As an example, the expression ${\displaystyle a_{0}+a_{0}a_{1}+a_{0}a_{1}a_{2}+a_{0}a_{1}a_{2}a_{3}}$ can be rearranged into a continued fraction.

${\displaystyle {\begin{aligned}&a_{0}+a_{0}a_{1}+a_{0}a_{1}a_{2}+a_{0}a_{1}a_{2}a_{3}\\[8pt]={}&a_{0}(a_{1}(a_{2}(a_{3}+1)+1)+1)\\[8pt]={}&{\cfrac {a_{0}}{\cfrac {1}{a_{1}(a_{2}(a_{3}+1)+1)+1}}}\\[8pt]={}&{\cfrac {a_{0}}{{\cfrac {a_{1}(a_{2}(a_{3}+1)+1)+1}{a_{1}(a_{2}(a_{3}+1)+1)+1}}-{\cfrac {a_{1}(a_{2}(a_{3}+1)+1)}{a_{1}(a_{2}(a_{3}+1)+1)+1}}}}={\cfrac {a_{0}}{1-{\cfrac {a_{1}(a_{2}(a_{3}+1)+1)}{a_{1}(a_{2}(a_{3}+1)+1)+1}}}}\\[8pt]={}&{\cfrac {a_{0}}{1-{\cfrac {a_{1}}{\cfrac {a_{1}(a_{2}(a_{3}+1)+1)+1}{a_{2}(a_{3}+1)+1}}}}}\\[8pt]={}&{\cfrac {a_{0}}{1-{\cfrac {a_{1}}{{\cfrac {a_{1}(a_{2}(a_{3}+1)+1)}{a_{2}(a_{3}+1)+1}}+{\cfrac {a_{2}(a_{3}+1)+1}{a_{2}(a_{3}+1)+1}}-{\cfrac {a_{2}(a_{3}+1)}{a_{2}(a_{3}+1)+1}}}}}}={\cfrac {a_{0}}{1-{\cfrac {a_{1}}{1+a_{1}-{\cfrac {a_{2}(a_{3}+1)}{a_{2}(a_{3}+1)+1}}}}}}\\[8pt]={}&{\cfrac {a_{0}}{1-{\cfrac {a_{1}}{1+a_{1}-{\cfrac {a_{2}}{\cfrac {a_{2}(a_{3}+1)+1}{a_{3}+1}}}}}}}\\[8pt]={}&{\cfrac {a_{0}}{1-{\cfrac {a_{1}}{1+a_{1}-{\cfrac {a_{2}}{{\cfrac {a_{2}(a_{3}+1)}{a_{3}+1}}+{\cfrac {a_{3}+1}{a_{3}+1}}-{\cfrac {a_{3}}{a_{3}+1}}}}}}}}={\cfrac {a_{0}}{1-{\cfrac {a_{1}}{1+a_{1}-{\cfrac {a_{2}}{1+a_{2}-{\cfrac {a_{3}}{1+a_{3}}}}}}}}}\end{aligned}}}$

This can be applied to a sequence of any length, and will therefore also apply in the infinite case.

The exponential function e^x is an entire function with a power series expansion that converges uniformly on every bounded domain in the complex plane.

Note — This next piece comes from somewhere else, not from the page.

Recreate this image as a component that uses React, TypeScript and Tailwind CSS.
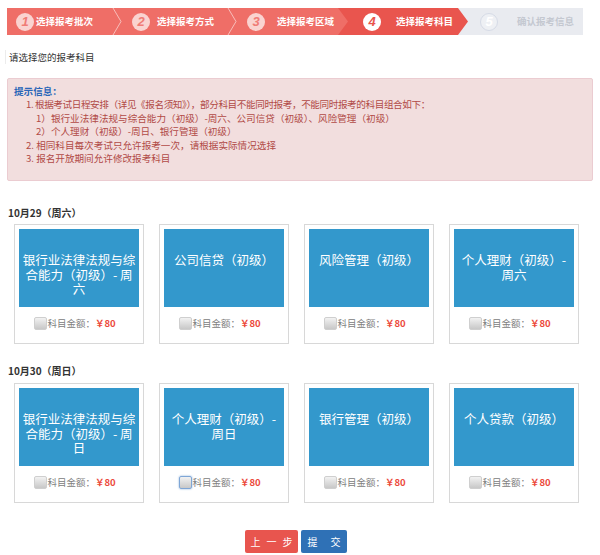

${\displaystyle e^{x}=1+\sum _{n=1}^{\infty }{\frac {x^{n}}{n!}}=1+\sum _{n=1}^{\infty }\left(\prod _{i=1}^{n}{\frac {x}{i}}\right)\,}$

The application of Euler's continued fraction formula is straightforward:

${\displaystyle e^{x}={\cfrac {1}{1-{\cfrac {x}{1+x-{\cfrac {{\frac {1}{2}}x}{1+{\frac {1}{2}}x-{\cfrac {{\frac {1}{3}}x}{1+{\frac {1}{3}}x-{\cfrac {{\frac {1}{4}}x}{1+{\frac {1}{4}}x-\ddots }}}}}}}}}}.\,}$

Applying an equivalence transformation that consists of clearing the fractions this example is simplified to

${\displaystyle e^{x}={\cfrac {1}{1-{\cfrac {x}{1+x-{\cfrac {x}{2+x-{\cfrac {2x}{3+x-{\cfrac {3x}{4+x-\ddots }}}}}}}}}}\,}$

and we can be certain that this continued fraction converges uniformly on every bounded domain in the complex plane because it is equivalent to the power series for e^x.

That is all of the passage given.